MG: Yeah, absolutely. I think it’s interesting. We’re looking towards old writers long dead for this conversation, because we benefit from time. We can see how interpretations of their work have changed over the years. Should we not read W.E.B. Du Bois just because he wrote a glowing obituary of Stalin? Of course we should still read him. Does that impact the transformative experience I had in college when I first read Black reconstruction in America? It doesn’t. Does it influence how I think about Du Bois and one major piece of the conversation in American Letters? Oh yeah, it does. A problematic fav personal to me that I was thinking about is Joseph Conrad. Lord Jim is top drawer for me. Hugely influential. It’s a book about failure and living with failure. It’s a book that explores the chasms between moral courage and physical courage.
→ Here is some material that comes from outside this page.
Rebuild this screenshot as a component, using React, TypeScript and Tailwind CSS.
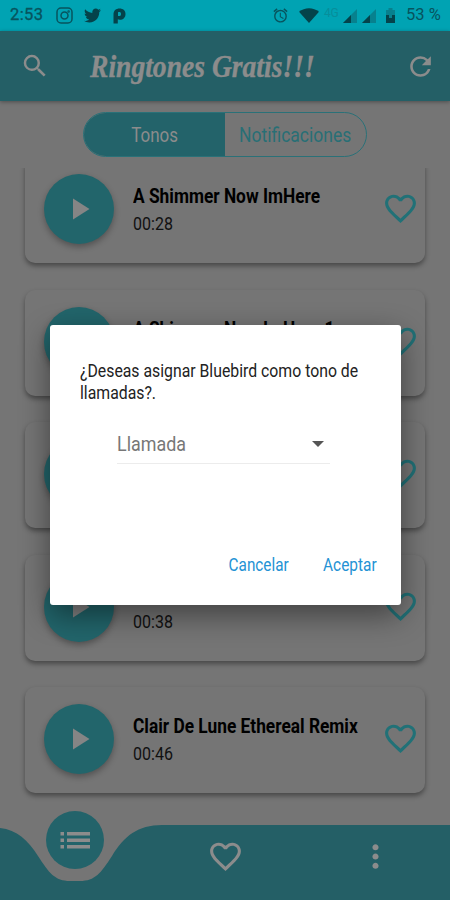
import React from 'react';
import { FaTwitter } from 'react-icons/fa';
import { MdAlarm, MdFavoriteBorder, MdMoreVert, MdPlayArrow, MdRefresh, MdSearch } from 'react-icons/md';

interface Ringtone {
  id: number;
  title: string;
  duration: string;
}

const ringtones: Ringtone[] = [
  { id: 1, title: 'A Shimmer Now ImHere', duration: '00:28' },
  { id: 2, title: 'A Shimmer Now ImHere 1', duration: '' },
  { id: 3, title: '', duration: '' },
  { id: 4, title: '', duration: '00:38' },
  { id: 5, title: 'Clair De Lune Ethereal Remix', duration: '00:46' },
];

const SignalIcon: React.FC = () => (
  <svg width="14" height="14" viewBox="0 0 14 14">
    <path d="M14 0v14H0z" fill="#07818e" />
    <path d="M8 6v8H0z" fill="#04434b" />
  </svg>
);

const StatusBar: React.FC = () => (
  <div className="flex h-[31px] shrink-0 items-center bg-[#00a3b3] pl-[10px] pr-[9px] text-[#07545e]">
    <span className="w-[46px] text-[16.5px] tracking-[0.4px] [-webkit-text-stroke:0.3px]">2:53</span>
    <svg width="17" height="17" viewBox="0 0 17 17" fill="none" stroke="currentColor" strokeWidth="1.5">
      <rect x="1" y="1" width="15" height="15" rx="4" />
      <circle cx="8.500" cy="8.500" r="3.500" />
      <circle cx="12.600" cy="4.400" r="0.500" />
    </svg>
    <FaTwitter className="ml-[11px] size-[17px] text-[#04434b]" />
    <svg className="ml-[12px]" width="13" height="16" viewBox="0 0 13 16" fill="#04434b" fillRule="evenodd">
      <path d="M0.500 6.500C0.500 2.500 3 0.500 6.500 0.500c3.700 0 6 2.100 6 5.400 0 3.500-2.300 5.800-5.700 5.800-.8 0-1.500-.2-2-.5V15.500H0.500zM5 4.200V8c1.800.4 3-.4 3-2.100S6.800 3.700 5 4.200z" />
    </svg>
    <div className="ml-auto flex items-center">
      <MdAlarm className="size-[17px]" />
      <svg className="ml-[10px]" width="20" height="15" viewBox="0 0 20 15">
        <path d="M0 3.800C5.500-1 14.500-1 20 3.800L10 15z" fill="#04434b" />
      </svg>
      <span className="mb-[6px] ml-[5px] w-[19px] text-[12px] leading-none text-[#078e9b]">4G</span>
      <SignalIcon />
      <span className="w-[5px]" />
      <SignalIcon />
      <svg className="ml-[10px]" width="9" height="15" viewBox="0 0 9 15">
        <path d="M2.500 0h4v2H9v13H0V2h2.500z" fill="#07818e" />
        <path d="M0 7h3v3h3V7h3v8H0z" fill="#04434b" />
      </svg>
      <span className="ml-[11px] text-[16.5px] tracking-[0.1px]">53 %</span>
    </div>
  </div>
);

const Header: React.FC = () => (
  <header className="relative z-10 flex h-[70px] shrink-0 items-center bg-[#245f66] text-[#8c8c8c] shadow-[0_1px_4px_rgba(0,0,0,0.35)]">
    <MdSearch className="ml-[20px] size-[30px]" />
    <h1 className="ml-[40px] w-[260px] origin-left scale-x-[0.89] whitespace-nowrap font-['Liberation_Serif',serif] text-[31px] font-bold italic leading-none [-webkit-text-stroke:0.4px]">
      Ringtones Gratis!!!
    </h1>
    <MdRefresh className="ml-auto mr-[14px] size-[31px]" />
  </header>
);

const Tabs: React.FC = () => (
  <div className="mx-auto mt-[11px] flex h-[45px] w-[284px] shrink-0 overflow-hidden rounded-full border border-[#2a7178] text-[20px]">
    <div className="flex w-1/2 items-center justify-center bg-[#23636a] text-[#8c8c8c]">
      <span className="scale-x-[0.85]">Tonos</span>
    </div>
    <div className="flex w-1/2 items-center justify-center text-[#286f75]">
      <span className="scale-x-[0.875]">Notificaciones</span>
    </div>
  </div>
);

const RingtoneCard: React.FC<{ ringtone: Ringtone }> = ({ ringtone }) => (
  <div className="flex h-[106px] shrink-0 items-center rounded-[10px] bg-[#757575] pl-[19px] pr-[6px] shadow-[0_3px_5px_rgba(0,0,0,0.38)]">
    <div className="mb-[2px] flex size-[70px] shrink-0 items-center justify-center rounded-full bg-[#22656b] shadow-[0_3px_6px_rgba(0,0,0,0.3)]">
      <MdPlayArrow className="size-[36px] text-[#858585]" />
    </div>
    <div className="ml-[19px] min-w-0 flex-1 whitespace-nowrap text-black">
      <p className="h-[27px] origin-left scale-x-[0.866] text-[20px] font-bold leading-[27px]">{ringtone.title}</p>
      <p className="h-[27px] origin-left scale-x-[0.89] text-[18px] leading-[27px] text-[#111]">{ringtone.duration}</p>
    </div>
    <MdFavoriteBorder className="mb-[3px] size-[37px] shrink-0 text-[#217177]" />
  </div>
);

const BottomNav: React.FC = () => (
  <nav className="relative z-10 h-[90px] shrink-0">
    <svg className="absolute inset-0" width="450" height="90" viewBox="0 0 450 90">
      <path d="M0 18C17 20 28 30 38 46C49 63 55 71 70 71H80C95 71 101 63 112 46C124 26 138 15 162 15H450V90H0z" fill="#245f66" />
    </svg>
    <div className="relative grid h-full grid-cols-3 text-[#8c8c8c]">
      <div className="flex justify-center">
        <div className="mt-[1px] flex size-[58px] items-center justify-center rounded-full bg-[#23636a]">
          <svg width="30" height="17" viewBox="0 0 30 17" fill="currentColor">
            <path d="M0.500 0h3.500v3.500H0.500zM7 0h23v3.500H7zM0.500 6.500h3.500v3.500H0.500zM7 6.500h23v3.500H7zM0.500 13h3.500v3.500H0.500zM7 13h23v3.500H7z" />
          </svg>
        </div>
      </div>
      <MdFavoriteBorder className="mx-auto mt-[28px] size-[37px]" />
      <MdMoreVert className="mx-auto mt-[28px] size-[37px]" />
    </div>
  </nav>
);

const AssignDialog: React.FC = () => (
  <div className="absolute left-[50px] top-[325px] z-20 flex h-[280px] w-[351px] flex-col rounded-[3px] bg-white pl-[30px] shadow-[0_10px_30px_rgba(0,0,0,0.45)]">
    <p className="mt-[35px] w-[330px] origin-left scale-x-[0.878] text-[18px] leading-[22px] text-[#222]">
      ¿Deseas asignar Bluebird como tono de
      <br />
      llamadas?.
    </p>
    <div className="ml-[37px] mt-[20px] flex h-[40px] w-[213px] items-center justify-between border-b border-[#ececec] text-[#777]">
      <span className="origin-left scale-x-[0.895] text-[20px]">Llamada</span>
      <svg className="mr-[6px]" width="12" height="6" viewBox="0 0 12 6">
        <path d="M0 0h12L6 6z" fill="#555" />
      </svg>
    </div>
    <div className="mb-[25px] mr-[24px] mt-auto flex justify-end text-[18px] leading-[30px] text-[#2492d4]">
      <button className="mr-[26px] origin-right scale-x-[0.85]">Cancelar</button>
      <button className="origin-right scale-x-[0.855]">Aceptar</button>
    </div>
  </div>
);

export default function App() {
  return (
    <div className="relative flex h-[900px] w-[450px] flex-col overflow-hidden bg-[#757575] font-[Roboto,sans-serif]">
      <StatusBar />
      <Header />
      <Tabs />
      <main className="-mb-4 mt-[11px] flex min-h-0 flex-1 flex-col overflow-hidden px-[25px]">
        <div className="-mt-[11px] flex flex-col gap-[26.5px]">
          {ringtones.map((ringtone) => (
            <RingtoneCard key={ringtone.id} ringtone={ringtone} />
          ))}
        </div>
      </main>
      <BottomNav />
      <AssignDialog />
    </div>
  );
}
It’s a book that has inspired many a young person to go off and try to be something in the world. It’s also a pretty racist book, particularly in the second half when Jim gets to the island in the South Seas. How do I perfectly reconcile those things? I don’t think I have, and I think that’s part of this. It’s an “and,” it’s not “either/or.” Conrad should be read and studied and critiqued. You’ve finished Conrad? You should pick up Achebe’s essay that points out all the many racist characters that his books are filled with. It doesn’t mean Conrad should just go away. I don’t find that to be a solution to anything.